First, install dependencies:
pip install pdm
pdm install
npm install -g bun
bun install
echo "ANTHROPIC_API_KEY=<your ANTHROPIC_API_KEY>" > .env
echo "OPENAI_API_KEY=<your OPENAI_API_KEY>" >> .env
Then, get a Braintrust API key from the dashboard.
You can run the eval_convex_coding.py
evals with the braintrust
CLI:
BRAINTRUST_API_KEY=<your BRAINTRUST_API_KEY> pdm run braintrust eval runner/eval_convex_coding.py
It'll print out a URL for viewing the report online. You can specify a test filter regex via an environment variable:
TEST_FILTER='data_modeling' pdm run braintrust eval runner/eval_convex_coding.py
The test will also print out what temporary directory it's using for storing the generated files. You can override this
with the OUTPUT_TEMPDIR
environment variable.
OUTPUT_TEMPDIR=/tmp/convex-codegen-evals pdm run braintrust eval runner/eval_convex_coding.py
After running the evals, you may want to dig into a particular test failure. You can use the run_grader.py
script to grade the evaluations again without regenerating them:
pdm run python -m runner.run_grader /tmp/convex-codegen-evals
You can also pass in a path to a specific evaluation.
pdm run python -m runner.run_grader /tmp/convex-codegen-evals/output/claude-3-5-sonnet-latest/000-fundamentals/000-http_actions_file_storage
Use the create_eval.py
script to create a new evaluation.
pdm run python -m runner.create_eval <category> <name>
Note that test or category names cannot contain dashes.
It will walk you through things step by step. You can start at a given step by passing a 3rd argument of the step number to start from.
At each step, it will generate some content and have you edit it.

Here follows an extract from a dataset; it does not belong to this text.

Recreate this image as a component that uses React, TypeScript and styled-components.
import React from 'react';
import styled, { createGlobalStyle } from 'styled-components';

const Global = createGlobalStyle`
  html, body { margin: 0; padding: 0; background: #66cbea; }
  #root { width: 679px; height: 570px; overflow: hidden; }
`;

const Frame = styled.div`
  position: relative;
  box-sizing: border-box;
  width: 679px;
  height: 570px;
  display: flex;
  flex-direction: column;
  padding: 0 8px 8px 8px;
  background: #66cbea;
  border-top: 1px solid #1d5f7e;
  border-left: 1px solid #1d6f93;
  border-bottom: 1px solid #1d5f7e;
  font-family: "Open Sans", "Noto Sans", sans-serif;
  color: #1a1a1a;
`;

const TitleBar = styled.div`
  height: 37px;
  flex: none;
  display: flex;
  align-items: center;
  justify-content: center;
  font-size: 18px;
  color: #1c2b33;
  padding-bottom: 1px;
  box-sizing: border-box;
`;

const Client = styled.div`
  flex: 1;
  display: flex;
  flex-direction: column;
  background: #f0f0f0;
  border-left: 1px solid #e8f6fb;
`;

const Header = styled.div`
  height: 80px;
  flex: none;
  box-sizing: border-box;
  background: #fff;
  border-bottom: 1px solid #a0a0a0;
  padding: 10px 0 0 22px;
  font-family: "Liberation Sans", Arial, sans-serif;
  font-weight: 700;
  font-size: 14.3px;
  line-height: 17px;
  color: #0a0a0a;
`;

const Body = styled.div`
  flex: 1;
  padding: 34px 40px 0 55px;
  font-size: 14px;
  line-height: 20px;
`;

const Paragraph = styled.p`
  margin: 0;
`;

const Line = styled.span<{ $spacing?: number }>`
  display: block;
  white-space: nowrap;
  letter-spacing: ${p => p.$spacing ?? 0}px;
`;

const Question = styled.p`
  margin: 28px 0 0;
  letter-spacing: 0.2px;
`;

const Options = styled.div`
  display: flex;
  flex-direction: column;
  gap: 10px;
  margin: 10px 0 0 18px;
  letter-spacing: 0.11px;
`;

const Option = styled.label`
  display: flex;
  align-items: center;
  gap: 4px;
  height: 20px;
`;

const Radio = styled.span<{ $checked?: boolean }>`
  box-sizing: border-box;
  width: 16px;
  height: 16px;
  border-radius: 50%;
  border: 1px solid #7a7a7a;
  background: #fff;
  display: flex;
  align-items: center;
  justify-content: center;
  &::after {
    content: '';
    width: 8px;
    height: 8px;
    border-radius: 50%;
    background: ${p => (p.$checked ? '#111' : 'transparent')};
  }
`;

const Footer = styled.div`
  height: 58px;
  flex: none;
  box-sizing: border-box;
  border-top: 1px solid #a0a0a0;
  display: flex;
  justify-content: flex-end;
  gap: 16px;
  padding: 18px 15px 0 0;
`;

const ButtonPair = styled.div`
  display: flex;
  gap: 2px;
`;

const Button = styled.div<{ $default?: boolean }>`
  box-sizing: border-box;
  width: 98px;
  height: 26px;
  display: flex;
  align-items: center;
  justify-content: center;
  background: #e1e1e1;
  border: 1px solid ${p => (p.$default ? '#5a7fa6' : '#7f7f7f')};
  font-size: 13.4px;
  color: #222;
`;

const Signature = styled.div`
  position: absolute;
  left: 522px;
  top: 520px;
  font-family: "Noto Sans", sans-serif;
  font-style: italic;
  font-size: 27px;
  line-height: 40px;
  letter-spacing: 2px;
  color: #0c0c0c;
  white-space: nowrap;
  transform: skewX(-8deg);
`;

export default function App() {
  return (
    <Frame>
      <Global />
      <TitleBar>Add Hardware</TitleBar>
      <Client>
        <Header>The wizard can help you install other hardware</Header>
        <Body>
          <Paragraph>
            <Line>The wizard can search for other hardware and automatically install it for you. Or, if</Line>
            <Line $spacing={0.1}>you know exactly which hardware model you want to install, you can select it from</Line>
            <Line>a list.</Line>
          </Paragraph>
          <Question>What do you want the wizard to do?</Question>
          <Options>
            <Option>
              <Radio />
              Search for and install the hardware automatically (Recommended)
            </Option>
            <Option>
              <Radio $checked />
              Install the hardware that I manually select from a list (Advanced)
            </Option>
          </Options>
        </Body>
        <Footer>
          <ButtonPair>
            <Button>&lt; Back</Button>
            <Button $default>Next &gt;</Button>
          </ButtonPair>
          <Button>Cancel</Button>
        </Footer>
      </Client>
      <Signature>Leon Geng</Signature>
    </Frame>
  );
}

It will generally open the files to review automatically with cursor
,
meaning you should have that utility installed in your shell.
- Generates a
TASK.txt
file for what the LLM should do. - Generates an
answer/
directory with the human-curated answer. - Generates a
grader.test.ts
file with unit tests. - Interactively runs the backend and tests
- Runs the eval with braintrust. At this point edit
GAPS.txt
to capture what needs improvement. - Commits it to git.
Be sure that your answer passes tests:
pdm run python -m runner.run_grader evals/<category>/<name>/answer
pdm run python -m runner.models.guidelines <outdir>
This will generate guidelines for Anthropic and OpenAI in the specified directory.